Where is the love? Tiger Stadium Fan Club cofounder Frank Rashid has lost it and can’t bring it back, as he tells Detroit Free Press sportswriter Michael Rosenberg. The Marygrove College English and Modern Languages Department chairman’s lifelong affection for the Grand Old Game and his hometown Detroit Tigers unraveled in 2000 when team owner Mike Ilich built Comerica Park with public funding. Indeed, Mr. Rashid has yet to set foot in the park. Readers of this website may be heartened to know a libertarian ethos, not simple sentimentality, lends impetus to his high dudgeon. “We became involved because we wanted to save Tiger Stadium. But what really got me going was when I realized the extent of the injustice. The middle class and poor people of Detroit are made to pay taxes to support one of the wealthiest people in the state of Michigan. It’s a very blatant form of corporate welfare.”

He’s not alone. To echo his sentiments and analysis, the public funding of Comerica Park didn’t merely offend my baseball sensibilities—though it certainly did all that. It was an affront to any reasoning human being’s sense of decency and fair play. To think the State of Michigan forked over tens of millions of dollars—collected, as with all taxes, under threats of great bodily harm up to and including death—to a billionaire pizza magnate (Ilich owns Little Caesar’s Pizza—or Little Greasers, as we used to call them in my college days) to build a playground for his multimillionaire ballplayers. Yet local media and civic leaders—the same deep thinkers who have made it a national pastime to inveigh against “monopolistic” Microsoft and “exploitative” Wal-Mart—sang hosannas to Ilich for picking up 50 percent (or so they assured us) of his own stadium’s $350 million construction tab. The mind boggles.
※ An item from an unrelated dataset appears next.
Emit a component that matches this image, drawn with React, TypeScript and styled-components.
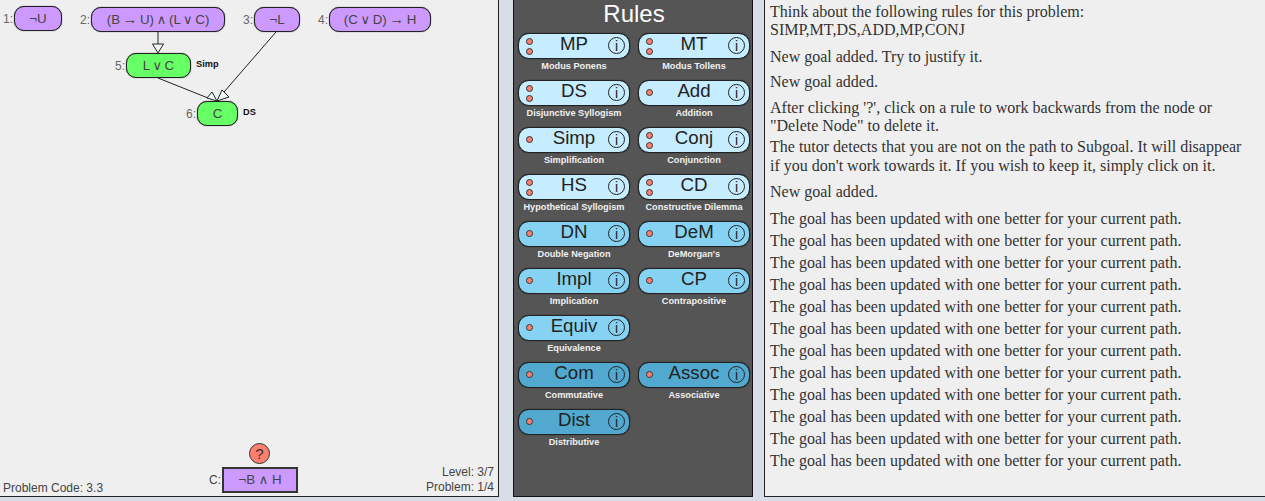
import React from "react";
import styled, { createGlobalStyle } from "styled-components";

const Global = createGlobalStyle`
  html, body { margin: 0; padding: 0; height: 100%; overflow: hidden; background: #d8dde8; }
  #root { height: 100%; }
`;

const Page = styled.div`
  display: flex;
  width: 1265px;
  height: 497px;
  font-family: "Liberation Sans", Arial, sans-serif;
  > * { box-sizing: border-box; flex: none; }
`;

const Canvas = styled.div`
  position: relative;
  width: 499px;
  height: 497px;
  background: #efefef;
  border-right: 1px solid #222;
  border-bottom: 1px solid #222;
  color: #333;
`;

const Node = styled.div<{ $x: number; $y: number }>`
  position: absolute;
  left: ${(p) => p.$x}px;
  top: ${(p) => p.$y}px;
  display: flex;
  align-items: center;
  font-size: 12px;
  color: #666;
`;

const Pill = styled.div<{ $w: number; $given?: boolean }>`
  box-sizing: border-box;
  width: ${(p) => p.$w}px;
  height: 25px;
  margin-left: 1px;
  border: 1px solid #222;
  border-radius: 10px;
  background: ${(p) => (p.$given ? "#cc99ff" : "#66ff66")};
  color: #444;
  font-size: 13.33px;
  word-spacing: -1px;
  white-space: pre;
  display: flex;
  align-items: center;
  justify-content: center;
  box-shadow: 0 0 1px #222;
`;

const Formula = styled.span`
  line-height: 16px;
`;

const Op = styled.span<{ $arrow?: boolean }>`
  font-family: ${(p) => (p.$arrow ? '"Liberation Sans"' : '"DejaVu Sans"')}, sans-serif;
  font-size: ${(p) => (p.$arrow ? 14.5 : 13)}px;
  line-height: 1;
`;

const Justification = styled.span`
  position: absolute;
  left: 100%;
  margin-left: 5px;
  top: 6px;
  font-size: 9.2px;
  font-weight: bold;
  color: #111;
`;

const Arrows = styled.svg`
  position: absolute;
  left: 0;
  top: 0;
  pointer-events: none;
`;

const Footer = styled.div`
  position: absolute;
  left: 3px;
  right: 4px;
  bottom: 1px;
  display: flex;
  justify-content: space-between;
  align-items: flex-end;
  font-size: 12px;
  color: #444;
  line-height: 15px;
`;

const CodeText = styled.div`
  margin-bottom: -1px;
`;

const Progress = styled.div`
  text-align: right;
`;

const Goal = styled.div`
  position: absolute;
  left: 209px;
  top: 443px;
  display: flex;
  flex-direction: column;
  align-items: center;
`;

const Help = styled.div`
  box-sizing: border-box;
  width: 21px;
  height: 21px;
  margin-left: 12px;
  border-radius: 50%;
  border: 1px solid #333;
  background: #ff7f6e;
  color: #333;
  font-size: 15px;
  display: flex;
  align-items: center;
  justify-content: center;
`;

const GoalRow = styled.div`
  display: flex;
  align-items: center;
  margin-top: 3px;
  font-size: 12px;
  color: #444;
`;

const GoalBox = styled.div`
  box-sizing: border-box;
  width: 76px;
  height: 26px;
  margin-left: 1px;
  border: 2px solid #333;
  background: #cc99ff;
  font-size: 13.33px;
  color: #444;
  white-space: pre;
  display: flex;
  align-items: center;
  justify-content: center;
`;

const RulesPanel = styled.div`
  width: 240px;
  height: 497px;
  margin: 0 11px 0 14px;
  background: #555555;
  border: 1px solid #111;
  border-top: none;
  padding: 0 2px 0 4px;
`;

const RulesTitle = styled.div`
  height: 33px;
  line-height: 28px;
  text-align: center;
  font-size: 24px;
  color: #fff;
`;

const RulesGrid = styled.div`
  display: grid;
  grid-template-columns: 112px 112px;
  column-gap: 8px;
  grid-auto-rows: 47px;
`;

const RuleCell = styled.div`
  display: flex;
  flex-direction: column;
  align-items: center;
`;

const RuleButton = styled.div<{ $tone: string }>`
  box-sizing: border-box;
  position: relative;
  width: 112px;
  height: 26px;
  border: 1px solid #222;
  border-radius: 11px;
  background: ${(p) => p.$tone};
  box-shadow: 0 0 1px #111;
  display: flex;
  align-items: center;
  justify-content: center;
  padding-bottom: 4px;
  font-size: 18.67px;
  color: #222;
`;

const Dots = styled.div<{ $count: number }>`
  position: absolute;
  left: 7px;
  top: 0;
  bottom: ${(p) => (p.$count === 1 ? 2 : 0)}px;
  display: flex;
  flex-direction: column;
  justify-content: center;
  gap: 3px;
`;

const Dot = styled.span`
  display: block;
  width: 7px;
  height: 7px;
  border-radius: 50%;
  background: #ff7f6e;
  border: 1px solid #333;
  box-sizing: border-box;
`;

const Info = styled.span`
  position: absolute;
  right: 4px;
  top: 3px;
  box-sizing: border-box;
  width: 17px;
  height: 17px;
  border: 1.5px solid #222;
  border-radius: 50%;
  font-size: 14px;
  display: flex;
  align-items: center;
  justify-content: center;
`;

const RuleName = styled.div`
  margin-top: 1px;
  font-size: 9.2px;
  font-weight: bold;
  line-height: 12px;
  color: #f0f0f0;
  white-space: nowrap;
`;

const Log = styled.div`
  width: 501px;
  height: 497px;
  background: #efefef;
  border-left: 1px solid #222;
  border-bottom: 1px solid #222;
  padding: 3px 15px 0 5px;
  font-family: "Liberation Serif", "Times New Roman", serif;
  font-size: 16px;
  line-height: 18.4px;
  color: #333;
  overflow: hidden;
`;

const Entry = styled.p<{ $gap?: number }>`
  margin: 0 0 ${(p) => p.$gap ?? 3.6}px;
`;

type Rule = { short: string; name: string; dots: number; tone: string };

const LIGHT = "#c6ecff";
const MID = "#86d2f2";
const DARK = "#52a9cf";

const rules: (Rule | null)[] = [
  { short: "MP", name: "Modus Ponens", dots: 2, tone: LIGHT },
  { short: "MT", name: "Modus Tollens", dots: 2, tone: LIGHT },
  { short: "DS", name: "Disjunctive Syllogism", dots: 2, tone: LIGHT },
  { short: "Add", name: "Addition", dots: 1, tone: LIGHT },
  { short: "Simp", name: "Simplification", dots: 1, tone: LIGHT },
  { short: "Conj", name: "Conjunction", dots: 2, tone: LIGHT },
  { short: "HS", name: "Hypothetical Syllogism", dots: 2, tone: LIGHT },
  { short: "CD", name: "Constructive Dilemma", dots: 2, tone: LIGHT },
  { short: "DN", name: "Double Negation", dots: 1, tone: MID },
  { short: "DeM", name: "DeMorgan's", dots: 1, tone: MID },
  { short: "Impl", name: "Implication", dots: 1, tone: MID },
  { short: "CP", name: "Contrapositive", dots: 1, tone: MID },
  { short: "Equiv", name: "Equivalence", dots: 1, tone: MID },
  null,
  { short: "Com", name: "Commutative", dots: 1, tone: DARK },
  { short: "Assoc", name: "Associative", dots: 1, tone: DARK },
  { short: "Dist", name: "Distributive", dots: 1, tone: DARK },
];

const nodes = [
  { n: 1, x: 3, y: 6, w: 48, text: "¬U", given: true },
  { n: 2, x: 80, y: 7, w: 134, text: "(B → U) ∧ (L ∨ C)", given: true },
  { n: 3, x: 243, y: 7, w: 46, text: "¬L", given: true },
  { n: 4, x: 318, y: 7, w: 102, text: "(C ∨ D) → H", given: true },
  { n: 5, x: 115, y: 53, w: 65, text: "L ∨ C", just: "Simp" },
  { n: 6, x: 186, y: 101, w: 41, text: "C", just: "DS" },
];

// the logic symbols come out too small in Liberation Sans
function FormulaText({ text }: { text: string }) {
  return (
    <Formula>
      {text.split(/([→∧∨])/).map((part, i) =>
        /[→∧∨]/.test(part) ? (
          <Op key={i} $arrow={part === "→"}>
            {part}
          </Op>
        ) : (
          part
        )
      )}
    </Formula>
  );
}

export default function App() {
  return (
    <Page>
      <Global />
      <Canvas>
        <Arrows width="498" height="140">
          <g stroke="#222" strokeWidth="1" fill="#eef8fb">
            <line x1="158" y1="31" x2="158" y2="44" />
            <path d="M152.5 44h11L158 53z" />
            <line x1="158" y1="78" x2="208" y2="98" />
            <path d="M207 98l5-6 5 9z" />
            <line x1="276" y1="32" x2="224" y2="92" />
            <path d="M217 101l5-11 7 7z" />
          </g>
        </Arrows>
        {nodes.map((node) => (
          <Node key={node.n} $x={node.x} $y={node.y}>
            {node.n}:
            <Pill $w={node.w} $given={node.given}>
              <FormulaText text={node.text} />
            </Pill>
            {node.just && <Justification>{node.just}</Justification>}
          </Node>
        ))}
        <Goal>
          <Help>?</Help>
          <GoalRow>
            C:
            <GoalBox>
              <FormulaText text="¬B ∧ H" />
            </GoalBox>
          </GoalRow>
        </Goal>
        <Footer>
          <CodeText>Problem Code: 3.3</CodeText>
          <Progress>
            Level: 3/7
            <br />
            Problem: 1/4
          </Progress>
        </Footer>
      </Canvas>
      <RulesPanel>
        <RulesTitle>Rules</RulesTitle>
        <RulesGrid>
          {rules.map((rule, i) =>
            rule ? (
              <RuleCell key={rule.short}>
                <RuleButton $tone={rule.tone}>
                  <Dots $count={rule.dots}>
                    {Array.from({ length: rule.dots }, (_, d) => (
                      <Dot key={d} />
                    ))}
                  </Dots>
                  {rule.short}
                  <Info>i</Info>
                </RuleButton>
                <RuleName>{rule.name}</RuleName>
              </RuleCell>
            ) : (
              <div key={i} />
            )
          )}
        </RulesGrid>
      </RulesPanel>
      <Log>
        <Entry $gap={8}>
          Think about the following rules for this problem:
          <br />
          SIMP,MT,DS,ADD,MP,CONJ
        </Entry>
        <Entry $gap={7}>New goal added. Try to justify it.</Entry>
        <Entry $gap={7}>New goal added.</Entry>
        <Entry $gap={3}>
          After clicking '?', click on a rule to work backwards from the node or
          "Delete Node" to delete it.
        </Entry>
        <Entry $gap={8}>
          The tutor detects that you are not on the path to Subgoal. It will
          disappear if you don't work towards it. If you wish to keep it, simply
          click on it.
        </Entry>
        <Entry $gap={8}>New goal added.</Entry>
        {Array.from({ length: 12 }, (_, i) => (
          <Entry key={i}>The goal has been updated with one better for your current path.</Entry>
        ))}
      </Log>
    </Page>
  );
}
To top it all off, the State today is facing a budget crisis. It cries poverty. That $175 million of state and federal stadium subsidies sure would look good on the black side of the ledger now, wouldn’t they? Maybe in the future our selfless public servants will think twice before forging sweetheart deals with corporate welfare queens like Ilich. More likely they’ll keep pleading poverty, raising taxes and dreaming up more boondoggles—and exercising eminent domain to seize our homes and businesses if we get in the way of their grand designs.

The Tigers have enjoyed success on the field of late, making it to the World Series last year before falling to the St. Louis Cardinals. Though they’ve faltered since the All-Star break, they look like pennant contenders this year too. Mr. Rosenberg asks Mr. Rashid how it feels to turn a blind eye to the heroics of the players donning the Olde English “D” of his boyhood idols. “It was very strange,” he says, “but I felt very little interest.”

Again, I know how he feels. Where once I attended a dozen games a year, through good times and bad, I’ve set foot in Comerica Park five times in seven and half seasons. (I can assure Mr. Rashid he’s not missing anything: the place is a monstrosity.) I used to work at a downtown office building, about a mile from Tiger Stadium, and go to games on a whim. I’d throw my tie and jacket in the car after work, duck into a bar for a beer and sandwich, then proceed to the Corner. From my throne in the bleachers, with the vault of heaven as my canopy, I’d gaze down upon a veritable field of dreams—a place where Cobb snarled, where Gehrig wept, where Kaline played the right field carom. For goodness’ sake, Ruth pitched there!

This is what Ilitch has relegated to the wrecking ball. To add injury to insult, he did it at my expense, enlisting the State’s machinery of violence to extort wealth from the citizenry and transfer it to himself. You know the culture has degenerated when a Pillar of the Community embraces the moral code of mobsters.

But one does not profane the One True Sport with impunity. Paradise, as the late Bart Giamatti was fond of stating, derives from a Persian word meaning “enclosed park.” Baseball was intended to be timeless and transcendent. This is God’s game. Judgment will come to the Lords of Baseball. Walk by any city park on a summer day, and you’re as apt to see youngsters playing soccer as baseball. Soccer! These are tomorrow’s fans today. They won’t become tomorrow’s fans.

As for the Tigers, after 35 years of claiming my patronage and allegiance, they are no more. They might as well play in Tirane, Albania, for all I care. (The Tirane Tigers—it has a nice ring to it!) I now spend my summers reading, writing and inculcating moral values to my young daughter. I remind her, for example, that the Commandment reads, “Thou Shalt Not Steal,” period. There’s no exception for stealing under cover of majority rule or political pull.